The Trust's Co-Executive Directors are Jo Wittams and Priya Sahni-Nicholas.

== Work ==
The Equality Trust argues that there is a strong association between low economic growth and inequality.

The Trust campaigns for governments to take action on inequality, starting in the 2010 and 2015 UK general elections.

The Trust was cited by Caroline Lucas as demonstrating "a clear and demonstrable correlation between drug misuse and inequality" and that drug abuse is more common in more unequal countries such as the UK in her campaign for review of the Misuse of Drugs Act 1971.

Wilkinson and Pickett published a second book, The Inner Level: How More Equal Societies Reduce Stress, Restore Sanity and Improve Everybody's Wellbeing in 2018.

=== Billionaire Britain ===
The Trust's research on the rapid growth of billionaire wealth in the UK found that billionaire wealth had increased by over 1,000% from 1990 to 2022, and argued that wealth accumulation by the richest was harming the UK's society and economic stability. Their call for wealth taxes to tackle widening wealth inequality was echoed by other organisations.

=== Cost of Inequality ===
Research published by the Equality Trust in 2023 argued that inequality's impact on different areas of society were coming with large financial costs compared to more equal countries. They argued inequalities across society cost at least £106.2bn yearly compared to the average OECD country's level of equality, making the UK's top 1% the most expensive in Europe.

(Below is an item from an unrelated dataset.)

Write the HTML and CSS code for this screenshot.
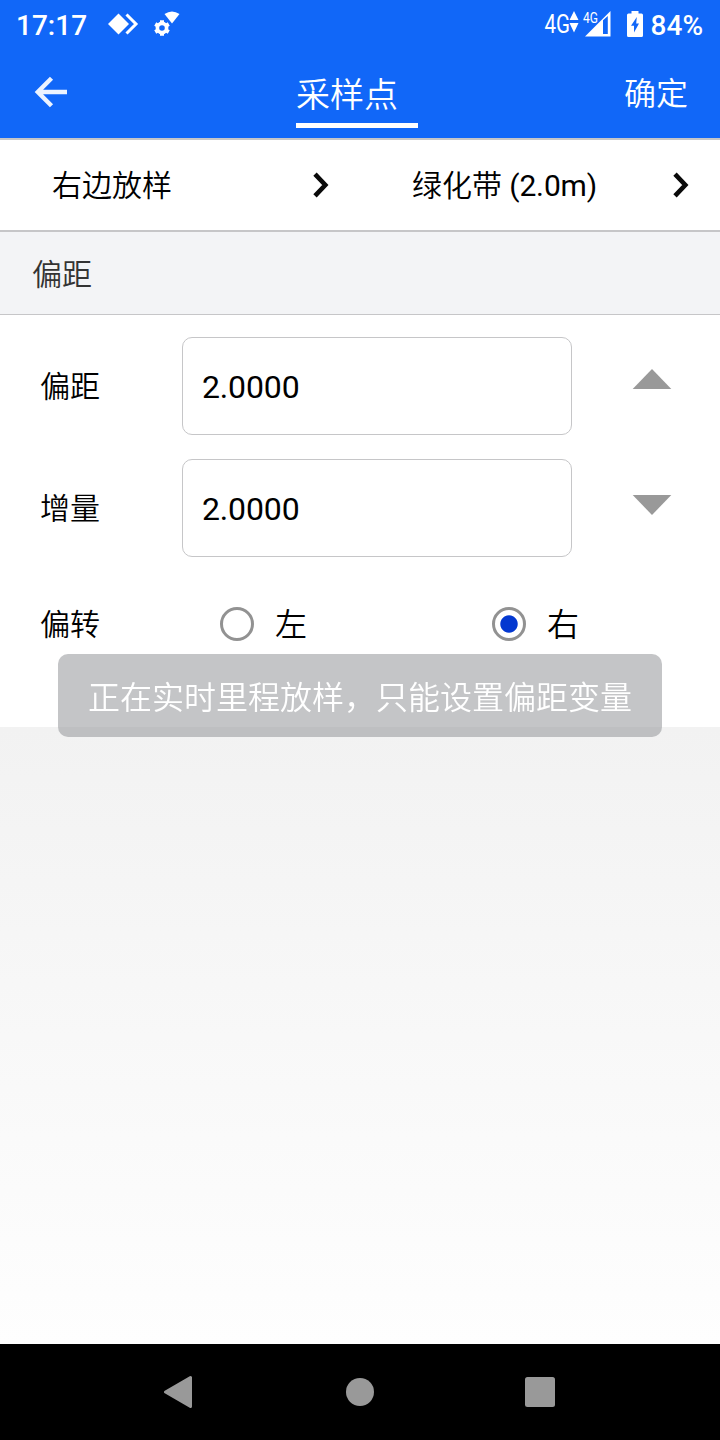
FILE: index.html
```
<!DOCTYPE html>
<html lang="zh-CN">
<head>
  <meta charset="UTF-8">
  <meta name="viewport" content="width=device-width, initial-scale=1.0">
  <title>采样点</title>
  <link rel="stylesheet" href="styles.css">
</head>
<body>
  <!-- Status bar -->
  <div class="status-bar">
    <span class="clock">17:17</span>
    <svg class="icon-app" width="32" height="24" viewBox="0 0 32 24">
      <path d="M0 12 L10.5 1.5 L21 12 L10.5 22.5 Z" fill="#fff"/>
      <path d="M18.5 2.5 L28 12 L18.5 21.5" fill="none" stroke="#fff" stroke-width="3"/>
    </svg>
    <svg class="icon-gear" width="26" height="26" viewBox="0 0 26 26">
      <path d="M10.5 3 Q18 -2 25.5 3 L18 12.5 Z" fill="#fff"/>
      <circle cx="8" cy="17" r="4.6" fill="none" stroke="#fff" stroke-width="3.6"/>
      <path d="M6 9.2 H10 V12 H6 Z M6 22 H10 V24.8 H6 Z" fill="#fff"/>
      <path d="M6 9.2 H10 V12 H6 Z M6 22 H10 V24.8 H6 Z" fill="#fff" transform="rotate(60 8 17)"/>
      <path d="M6 9.2 H10 V12 H6 Z M6 22 H10 V24.8 H6 Z" fill="#fff" transform="rotate(120 8 17)"/>
    </svg>
    <div class="status-right">
      <span class="network">4G</span>
      <svg class="icon-data" width="10" height="22" viewBox="0 0 10 22">
        <path d="M5 0 L9.5 9 H0.5 Z M5 21.5 L9.5 12 H0.5 Z" fill="#fff"/>
      </svg>
      <div class="signal">
        <svg width="26" height="26" viewBox="0 0 26 26">
          <path fill-rule="evenodd" d="M0 25.5 L25.5 0 V25.5 Z M18 9.2 V23 H22.8 V5 Z" fill="#fff"/>
        </svg>
        <span class="signal-label">4G</span>
      </div>
      <svg class="icon-battery" width="16" height="26" viewBox="0 0 16 26">
        <path fill-rule="evenodd" d="M4.5 0 H11.5 V2.5 H14.5 Q16 2.5 16 4 V24.5 Q16 26 14.5 26 H1.5 Q0 26 0 24.5 V4 Q0 2.5 1.5 2.5 H4.5 Z M9.8 6 L4 14.8 H7 V21.5 L12 12.5 H9.2 Z" fill="#fff"/>
      </svg>
      <span class="battery-text">84%</span>
    </div>
  </div>

  <!-- Header -->
  <header class="header">
    <button class="back" aria-label="返回">
      <svg width="34" height="34" viewBox="0 0 34 34">
        <path d="M17.5 3.3 L3.8 17 L17.5 30.7 M3.5 17 H33" fill="none" stroke="#fff" stroke-opacity="0.92" stroke-width="4.4"/>
      </svg>
    </button>
    <h1 class="title">采样点</h1>
    <button class="confirm">确定</button>
  </header>

  <!-- Selectors -->
  <div class="selectors">
    <div class="selector">
      <span class="selector-text">右边放样</span>
      <svg width="18" height="28" viewBox="0 0 18 28">
        <path d="M3 3.2 L13.3 14 L3 24.8" fill="none" stroke="#0a0a0a" stroke-width="4.6"/>
      </svg>
    </div>
    <div class="selector">
      <span class="selector-text">绿化带<span class="latin"> (2.0m)</span></span>
      <svg width="18" height="28" viewBox="0 0 18 28">
        <path d="M3 3.2 L13.3 14 L3 24.8" fill="none" stroke="#0a0a0a" stroke-width="4.6"/>
      </svg>
    </div>
  </div>

  <h2 class="section-title">偏距</h2>

  <!-- Form -->
  <form class="form">
    <div class="row">
      <label class="label" for="offset">偏距</label>
      <input class="field" type="text" id="offset" value="2.0000">
      <svg class="arrow arrow-up" width="40" height="22" viewBox="0 0 40 22">
        <path d="M20 1 L39.3 21 H0.7 Z" fill="#999"/>
      </svg>
    </div>
    <div class="row">
      <label class="label" for="step">增量</label>
      <input class="field" type="text" id="step" value="2.0000">
      <svg class="arrow arrow-down" width="40" height="22" viewBox="0 0 40 22">
        <path d="M20 21 L39.3 1 H0.7 Z" fill="#999"/>
      </svg>
    </div>
    <div class="row row-radio">
      <span class="label">偏转</span>
      <label class="option"><input type="radio" name="turn" class="radio"><span>左</span></label>
      <label class="option"><input type="radio" name="turn" class="radio" checked><span>右</span></label>
    </div>
  </form>

  <main class="empty"></main>

  <div class="toast">正在实时里程放样，只能设置偏距变量</div>

  <!-- Navigation bar -->
  <nav class="nav-bar">
    <svg width="32" height="34" viewBox="0 0 32 34">
      <path d="M1.5 17 L26.5 2.5 V31.5 Z" fill="#999" stroke="#999" stroke-width="3" stroke-linejoin="round"/>
    </svg>
    <svg width="32" height="34" viewBox="0 0 32 34">
      <circle cx="16" cy="17" r="14" fill="#999"/>
    </svg>
    <svg width="32" height="34" viewBox="0 0 32 34">
      <rect x="1" y="2" width="30" height="30" rx="2.5" fill="#999"/>
    </svg>
  </nav>
</body>
</html>
```
FILE: styles.css
```
* {
  box-sizing: border-box;
}
body {
  margin: 0;
  height: 1440px;
  display: flex;
  flex-direction: column;
  font-family: Roboto, "Noto Sans CJK SC", sans-serif;
  font-weight: 350;
  color: #000;
  background-color: #fff;
  overflow: hidden;
}
svg {
  display: block;
  flex-shrink: 0;
}
button {
  padding: 0;
  border: none;
  background: none;
  color: #fff;
  font-family: inherit;
  font-weight: inherit;
}

/* Status bar */
.status-bar {
  height: 48px;
  display: flex;
  align-items: center;
  padding: 0 17px 0 16px;
  background-color: #1167f8;
  color: #fff;
}
.clock {
  width: 92px;
  font-size: 28px;
  font-weight: 500;
  line-height: 50px;
  margin-top: 3px;
}
.icon-gear {
  margin-left: 14px;
}
.status-right {
  display: flex;
  align-items: center;
  margin-left: auto;
}
.network {
  margin-top: 1px;
  font-size: 25px;
  font-weight: 400;
  transform: scaleX(0.82);
  transform-origin: right;
}
.icon-data {
  margin: -4px 0 0 -2px;
}
.signal {
  position: relative;
  margin: 0 16px 0 6px;
}
.signal-label {
  position: absolute;
  top: 0;
  left: -2px;
  font-size: 14px;
  font-weight: 400;
  line-height: 15px;
  transform: scaleX(0.86);
  transform-origin: left;
}
.battery-text {
  margin: 2px 0 0 8px;
  font-size: 28px;
  font-weight: 500;
}

/* Header */
.header {
  height: 92px;
  display: grid;
  grid-template-columns: 296px 122px 1fr;
  background-color: #1167f8;
  border-bottom: 2px solid #c6c6c8;
}
.back {
  justify-self: start;
  align-self: start;
  margin: 27px 0 0 34px;
}
.title {
  height: 80px;
  margin: 0;
  border-bottom: 5px solid #fff;
  color: #fff;
  font-size: 34px;
  font-weight: 350;
  line-height: 94px;
}
.confirm {
  justify-self: end;
  margin-right: 32px;
  padding-bottom: 4px;
  font-size: 32px;
}

/* Selectors */
.selectors {
  height: 92px;
  display: grid;
  grid-template-columns: 1fr 1fr;
  border-bottom: 2px solid #c6c6c8;
}
.selector {
  display: flex;
  align-items: center;
  justify-content: space-between;
  padding: 0 30px 0 52px;
  font-size: 30px;
}
.selector-text {
  padding-bottom: 4px;
}
.latin {
  font-weight: 400;
  letter-spacing: -0.15px;
}
.section-title {
  height: 83px;
  margin: 0;
  padding-left: 32px;
  border-bottom: 1px solid #c6c6c8;
  background-color: #f3f4f6;
  color: #333;
  font-size: 30px;
  font-weight: 350;
  line-height: 86px;
}

/* Form */
.form {
  height: 412px;
  padding: 22px 48px 0 40px;
}
.row {
  height: 98px;
  display: flex;
  align-items: center;
  margin-bottom: 24px;
}
.label {
  width: 142px;
  flex-shrink: 0;
  padding-bottom: 4px;
  font-size: 30px;
}
.field {
  width: 390px;
  height: 98px;
  padding: 2px 19px 0;
  border: 1px solid #c6c6c8;
  border-radius: 10px;
  background-color: #fff;
  color: #000;
  font-family: inherit;
  font-size: 32px;
  letter-spacing: -0.15px;
}
.arrow {
  margin-left: auto;
}
.arrow-up {
  margin-bottom: 15px;
}
.arrow-down {
  margin-top: -6px;
}
.row-radio {
  height: 86px;
  margin: 0;
}
.option {
  width: 272px;
  flex-shrink: 0;
  display: flex;
  align-items: center;
  padding-left: 38px;
  font-size: 32px;
}
.option span {
  padding-bottom: 4px;
}
.radio {
  appearance: none;
  width: 34px;
  height: 34px;
  margin: 0 21px 0 0;
  border: 3px solid #929292;
  border-radius: 50%;
  background-color: #fff;
}
.radio:checked {
  background: radial-gradient(circle, #0438d0 8.2px, #fff 9.2px);
}

.empty {
  flex: 1;
  background: linear-gradient(#f2f2f2, #fefefe);
}

/* Toast over the page */
.toast {
  position: fixed;
  top: 654px;
  left: 58px;
  width: 604px;
  height: 83px;
  border-radius: 10px;
  background-color: rgba(137, 139, 143, 0.5);
  color: #fff;
  font-size: 32px;
  line-height: 88px;
  text-align: center;
  white-space: nowrap;
}

/* Navigation bar */
.nav-bar {
  height: 96px;
  display: flex;
  align-items: center;
  justify-content: center;
  gap: 148px;
  background-color: #000;
}
```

=== The Spirit Level at 15 ===
The Equality Trust released an update to the original Spirit Level book, written with Wilkinson and Pickett, that provided updates to the original research in The Spirit Level and expanded on its arguments with new research into inequality's impact on climate, democracy and society. Pickett and Wilkinson argued that the evidence for their argument that inequality caused poorer outcomes across society had grown stronger in the 15 years since the original publication, and said that inequality had gotten worse.